## start DATA SECTION

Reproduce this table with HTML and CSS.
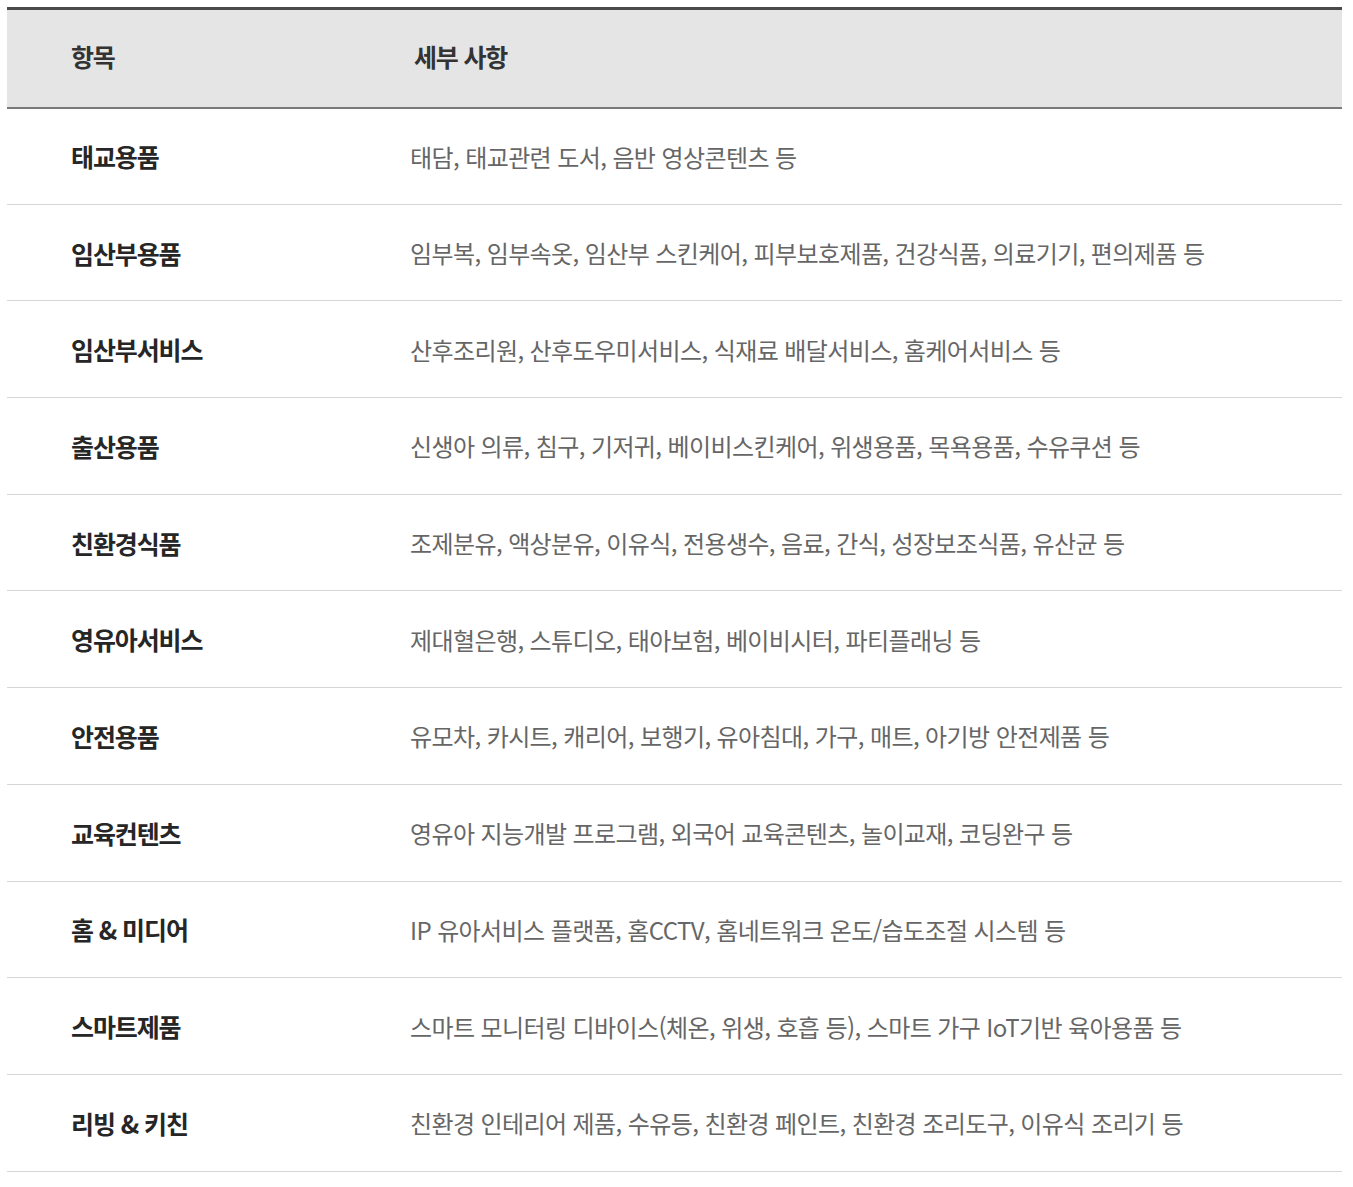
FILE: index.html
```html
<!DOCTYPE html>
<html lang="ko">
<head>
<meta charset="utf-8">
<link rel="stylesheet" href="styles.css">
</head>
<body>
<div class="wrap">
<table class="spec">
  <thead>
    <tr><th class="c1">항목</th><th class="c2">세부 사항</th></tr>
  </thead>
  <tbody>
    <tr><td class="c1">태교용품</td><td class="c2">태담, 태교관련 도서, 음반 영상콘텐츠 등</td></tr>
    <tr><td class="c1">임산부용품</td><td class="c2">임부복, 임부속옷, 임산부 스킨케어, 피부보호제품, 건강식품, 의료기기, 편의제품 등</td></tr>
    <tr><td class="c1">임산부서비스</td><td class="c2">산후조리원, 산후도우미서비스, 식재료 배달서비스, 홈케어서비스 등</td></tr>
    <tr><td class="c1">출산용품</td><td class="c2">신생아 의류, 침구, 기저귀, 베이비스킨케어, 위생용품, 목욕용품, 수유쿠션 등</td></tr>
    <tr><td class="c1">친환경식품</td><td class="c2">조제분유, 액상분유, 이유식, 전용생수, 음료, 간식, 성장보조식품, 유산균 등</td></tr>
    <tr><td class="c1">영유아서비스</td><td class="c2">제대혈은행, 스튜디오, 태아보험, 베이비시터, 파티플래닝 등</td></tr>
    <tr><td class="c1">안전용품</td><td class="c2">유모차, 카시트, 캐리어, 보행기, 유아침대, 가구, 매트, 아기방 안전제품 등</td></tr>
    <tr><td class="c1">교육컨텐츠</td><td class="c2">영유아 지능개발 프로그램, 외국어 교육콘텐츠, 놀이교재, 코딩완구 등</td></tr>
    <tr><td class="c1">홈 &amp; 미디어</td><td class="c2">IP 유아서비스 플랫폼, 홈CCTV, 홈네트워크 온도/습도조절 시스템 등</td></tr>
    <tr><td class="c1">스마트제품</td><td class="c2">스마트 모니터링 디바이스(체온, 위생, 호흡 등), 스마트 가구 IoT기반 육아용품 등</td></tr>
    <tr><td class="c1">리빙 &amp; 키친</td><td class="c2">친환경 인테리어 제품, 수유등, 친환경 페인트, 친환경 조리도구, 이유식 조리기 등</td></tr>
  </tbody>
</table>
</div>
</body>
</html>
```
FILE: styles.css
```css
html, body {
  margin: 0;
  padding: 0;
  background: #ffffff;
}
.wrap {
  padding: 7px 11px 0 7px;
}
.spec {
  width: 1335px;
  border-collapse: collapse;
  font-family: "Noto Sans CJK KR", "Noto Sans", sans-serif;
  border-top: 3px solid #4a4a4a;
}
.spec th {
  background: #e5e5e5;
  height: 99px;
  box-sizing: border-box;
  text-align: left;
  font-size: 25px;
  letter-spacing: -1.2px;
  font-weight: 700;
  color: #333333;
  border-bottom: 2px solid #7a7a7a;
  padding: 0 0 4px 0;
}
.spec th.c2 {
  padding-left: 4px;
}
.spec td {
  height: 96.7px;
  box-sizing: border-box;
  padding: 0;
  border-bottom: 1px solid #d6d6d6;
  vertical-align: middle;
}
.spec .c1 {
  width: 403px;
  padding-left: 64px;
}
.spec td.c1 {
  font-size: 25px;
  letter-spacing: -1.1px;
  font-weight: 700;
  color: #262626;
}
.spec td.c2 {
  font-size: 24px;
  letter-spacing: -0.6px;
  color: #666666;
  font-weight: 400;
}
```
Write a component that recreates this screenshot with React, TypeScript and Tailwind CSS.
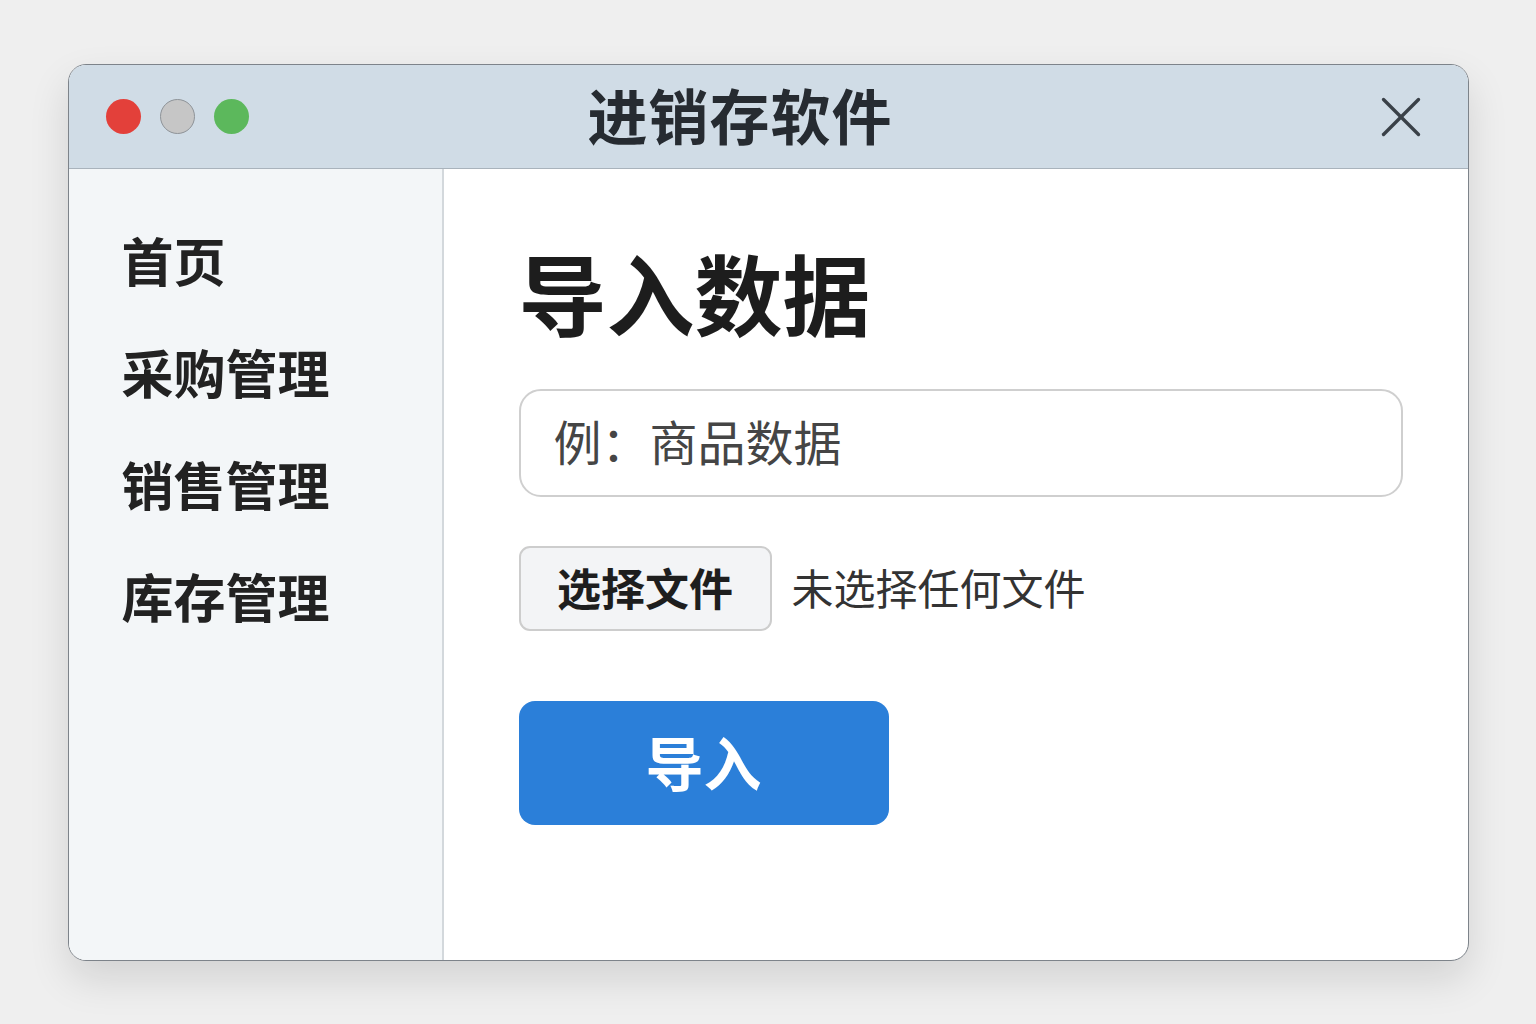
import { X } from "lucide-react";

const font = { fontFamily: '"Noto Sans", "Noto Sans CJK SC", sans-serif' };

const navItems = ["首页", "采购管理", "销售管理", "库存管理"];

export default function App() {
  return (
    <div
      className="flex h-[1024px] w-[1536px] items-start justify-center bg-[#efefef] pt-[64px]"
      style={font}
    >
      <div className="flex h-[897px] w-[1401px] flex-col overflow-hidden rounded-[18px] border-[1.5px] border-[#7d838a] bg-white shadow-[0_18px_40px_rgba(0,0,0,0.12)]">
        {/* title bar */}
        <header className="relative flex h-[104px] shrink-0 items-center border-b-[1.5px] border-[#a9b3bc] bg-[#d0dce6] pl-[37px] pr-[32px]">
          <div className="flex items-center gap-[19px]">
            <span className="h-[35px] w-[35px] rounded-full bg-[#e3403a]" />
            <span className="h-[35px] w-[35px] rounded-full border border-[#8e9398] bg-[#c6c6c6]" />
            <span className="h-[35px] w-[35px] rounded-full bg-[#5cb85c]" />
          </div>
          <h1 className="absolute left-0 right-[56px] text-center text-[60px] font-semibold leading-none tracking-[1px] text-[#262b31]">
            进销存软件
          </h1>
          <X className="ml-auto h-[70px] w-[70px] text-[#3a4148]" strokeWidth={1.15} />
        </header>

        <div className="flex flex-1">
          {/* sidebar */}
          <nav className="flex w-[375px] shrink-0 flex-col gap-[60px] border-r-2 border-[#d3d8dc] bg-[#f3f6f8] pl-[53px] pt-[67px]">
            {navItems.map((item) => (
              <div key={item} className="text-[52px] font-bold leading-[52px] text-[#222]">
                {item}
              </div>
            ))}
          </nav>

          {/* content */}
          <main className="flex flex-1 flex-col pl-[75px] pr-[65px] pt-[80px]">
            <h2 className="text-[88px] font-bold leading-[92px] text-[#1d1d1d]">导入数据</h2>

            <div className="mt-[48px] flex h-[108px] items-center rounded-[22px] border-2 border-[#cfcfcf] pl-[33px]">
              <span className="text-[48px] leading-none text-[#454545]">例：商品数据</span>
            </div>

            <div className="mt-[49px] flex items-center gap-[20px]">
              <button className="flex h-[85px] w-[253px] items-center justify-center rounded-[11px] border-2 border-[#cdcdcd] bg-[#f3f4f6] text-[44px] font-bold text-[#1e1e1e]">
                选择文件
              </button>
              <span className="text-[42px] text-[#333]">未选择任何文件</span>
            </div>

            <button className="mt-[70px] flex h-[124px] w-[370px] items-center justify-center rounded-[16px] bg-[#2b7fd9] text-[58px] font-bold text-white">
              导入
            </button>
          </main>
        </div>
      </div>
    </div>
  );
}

## end DATA SECTION

WHAT TO WORK ON >> Without including the pictures, return each record above exactly as it stands.

ANSWER BELOW >>
Reproduce this table with HTML and CSS.
FILE: index.html
```html
<!DOCTYPE html>
<html lang="ko">
<head>
<meta charset="utf-8">
<link rel="stylesheet" href="styles.css">
</head>
<body>
<div class="wrap">
<table class="spec">
  <thead>
    <tr><th class="c1">항목</th><th class="c2">세부 사항</th></tr>
  </thead>
  <tbody>
    <tr><td class="c1">태교용품</td><td class="c2">태담, 태교관련 도서, 음반 영상콘텐츠 등</td></tr>
    <tr><td class="c1">임산부용품</td><td class="c2">임부복, 임부속옷, 임산부 스킨케어, 피부보호제품, 건강식품, 의료기기, 편의제품 등</td></tr>
    <tr><td class="c1">임산부서비스</td><td class="c2">산후조리원, 산후도우미서비스, 식재료 배달서비스, 홈케어서비스 등</td></tr>
    <tr><td class="c1">출산용품</td><td class="c2">신생아 의류, 침구, 기저귀, 베이비스킨케어, 위생용품, 목욕용품, 수유쿠션 등</td></tr>
    <tr><td class="c1">친환경식품</td><td class="c2">조제분유, 액상분유, 이유식, 전용생수, 음료, 간식, 성장보조식품, 유산균 등</td></tr>
    <tr><td class="c1">영유아서비스</td><td class="c2">제대혈은행, 스튜디오, 태아보험, 베이비시터, 파티플래닝 등</td></tr>
    <tr><td class="c1">안전용품</td><td class="c2">유모차, 카시트, 캐리어, 보행기, 유아침대, 가구, 매트, 아기방 안전제품 등</td></tr>
    <tr><td class="c1">교육컨텐츠</td><td class="c2">영유아 지능개발 프로그램, 외국어 교육콘텐츠, 놀이교재, 코딩완구 등</td></tr>
    <tr><td class="c1">홈 &amp; 미디어</td><td class="c2">IP 유아서비스 플랫폼, 홈CCTV, 홈네트워크 온도/습도조절 시스템 등</td></tr>
    <tr><td class="c1">스마트제품</td><td class="c2">스마트 모니터링 디바이스(체온, 위생, 호흡 등), 스마트 가구 IoT기반 육아용품 등</td></tr>
    <tr><td class="c1">리빙 &amp; 키친</td><td class="c2">친환경 인테리어 제품, 수유등, 친환경 페인트, 친환경 조리도구, 이유식 조리기 등</td></tr>
  </tbody>
</table>
</div>
</body>
</html>
```
FILE: styles.css
```css
html, body {
  margin: 0;
  padding: 0;
  background: #ffffff;
}
.wrap {
  padding: 7px 11px 0 7px;
}
.spec {
  width: 1335px;
  border-collapse: collapse;
  font-family: "Noto Sans CJK KR", "Noto Sans", sans-serif;
  border-top: 3px solid #4a4a4a;
}
.spec th {
  background: #e5e5e5;
  height: 99px;
  box-sizing: border-box;
  text-align: left;
  font-size: 25px;
  letter-spacing: -1.2px;
  font-weight: 700;
  color: #333333;
  border-bottom: 2px solid #7a7a7a;
  padding: 0 0 4px 0;
}
.spec th.c2 {
  padding-left: 4px;
}
.spec td {
  height: 96.7px;
  box-sizing: border-box;
  padding: 0;
  border-bottom: 1px solid #d6d6d6;
  vertical-align: middle;
}
.spec .c1 {
  width: 403px;
  padding-left: 64px;
}
.spec td.c1 {
  font-size: 25px;
  letter-spacing: -1.1px;
  font-weight: 700;
  color: #262626;
}
.spec td.c2 {
  font-size: 24px;
  letter-spacing: -0.6px;
  color: #666666;
  font-weight: 400;
}
```
Write a component that recreates this screenshot with React, TypeScript and Tailwind CSS.
import { X } from "lucide-react";

const font = { fontFamily: '"Noto Sans", "Noto Sans CJK SC", sans-serif' };

const navItems = ["首页", "采购管理", "销售管理", "库存管理"];

export default function App() {
  return (
    <div
      className="flex h-[1024px] w-[1536px] items-start justify-center bg-[#efefef] pt-[64px]"
      style={font}
    >
      <div className="flex h-[897px] w-[1401px] flex-col overflow-hidden rounded-[18px] border-[1.5px] border-[#7d838a] bg-white shadow-[0_18px_40px_rgba(0,0,0,0.12)]">
        {/* title bar */}
        <header className="relative flex h-[104px] shrink-0 items-center border-b-[1.5px] border-[#a9b3bc] bg-[#d0dce6] pl-[37px] pr-[32px]">
          <div className="flex items-center gap-[19px]">
            <span className="h-[35px] w-[35px] rounded-full bg-[#e3403a]" />
            <span className="h-[35px] w-[35px] rounded-full border border-[#8e9398] bg-[#c6c6c6]" />
            <span className="h-[35px] w-[35px] rounded-full bg-[#5cb85c]" />
          </div>
          <h1 className="absolute left-0 right-[56px] text-center text-[60px] font-semibold leading-none tracking-[1px] text-[#262b31]">
            进销存软件
          </h1>
          <X className="ml-auto h-[70px] w-[70px] text-[#3a4148]" strokeWidth={1.15} />
        </header>

        <div className="flex flex-1">
          {/* sidebar */}
          <nav className="flex w-[375px] shrink-0 flex-col gap-[60px] border-r-2 border-[#d3d8dc] bg-[#f3f6f8] pl-[53px] pt-[67px]">
            {navItems.map((item) => (
              <div key={item} className="text-[52px] font-bold leading-[52px] text-[#222]">
                {item}
              </div>
            ))}
          </nav>

          {/* content */}
          <main className="flex flex-1 flex-col pl-[75px] pr-[65px] pt-[80px]">
            <h2 className="text-[88px] font-bold leading-[92px] text-[#1d1d1d]">导入数据</h2>

            <div className="mt-[48px] flex h-[108px] items-center rounded-[22px] border-2 border-[#cfcfcf] pl-[33px]">
              <span className="text-[48px] leading-none text-[#454545]">例：商品数据</span>
            </div>

            <div className="mt-[49px] flex items-center gap-[20px]">
              <button className="flex h-[85px] w-[253px] items-center justify-center rounded-[11px] border-2 border-[#cdcdcd] bg-[#f3f4f6] text-[44px] font-bold text-[#1e1e1e]">
                选择文件
              </button>
              <span className="text-[42px] text-[#333]">未选择任何文件</span>
            </div>

            <button className="mt-[70px] flex h-[124px] w-[370px] items-center justify-center rounded-[16px] bg-[#2b7fd9] text-[58px] font-bold text-white">
              导入
            </button>
          </main>
        </div>
      </div>
    </div>
  );
}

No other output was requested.